SARA FRANCIS, Cochrane Times
August 30, 2010
Committing to a life of no sex, no personal property and total obedience to God may sound daunting, but this is exactly what Jean-Pierre Ducharme and Billy Isenor plan to do at St. Mary’s Catholic Church in Cochrane on Friday, August 20 at 5:30 p.m. And everyone is welcome to attend.
The pair will make their solemn profession of vows to live a life of poverty, chastity and obedience to God as a Franciscan friar, becoming the newest addition to the Franciscan Friars of Western Canada. It is the same religious order that runs Mount St. Francis Retreat Centre on the outskirts of Cochrane overlooking the Big Hill Creek valley.
“There’s always a certain amount of freedom that comes with commitment. It’s going to be nice to be in a position where I know where I’m going to be for the rest of my life, at least in the sense of who I am,” said Ducharme.

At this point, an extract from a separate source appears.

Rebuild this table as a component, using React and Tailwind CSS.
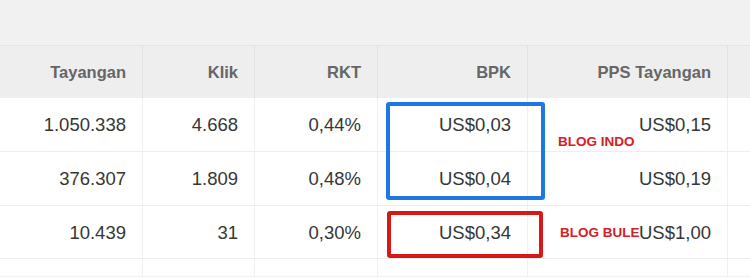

As Franciscan friars “we’re so rooted in the Gospel. It’s the kind of commitment that stands the test of time. It’s the kind of thing that can be of relevance in every generation and I don’t think there’s anything more beautiful than a person who lives out their life authentically.”
The 33-year-olds are welcome youthful additions to the Franciscan Friars of Western Canada, whose members average about 70-years-old.
For years the number of new members has dwindled, but this is a hopeful sign of change for Fr. Kevin Lynch, the friar superior of the Mount St. Francis Retreat Centre.
“I think these men are saying, ‘Look, we’ve had a number of experiences in life and we think this is important, the gospel matters,”‘ said Lynch.
“It’s a sign that there is a faithfulness in God, in creation, in our own wills to try to be loyal to a cause or an issue. What’s the old cliché — if you don’t have something to die for, you have nothing to live for.”
Ducharme will spend this next year living at Mount St. Francis Retreat Centre and working at St. Mary’s Parish once he is ordained a deacon in Edmonton on Sept. 11.
The decision to join a religious order, however, did not happen overnight for Ducharme. Raised in a Catholic family in Coquitlam, B.C., Ducharme has always looked for a way to stand out as the ninth of 11 children.
“I’ve always been a seeker and wanted to be countercultural,” said Ducharme.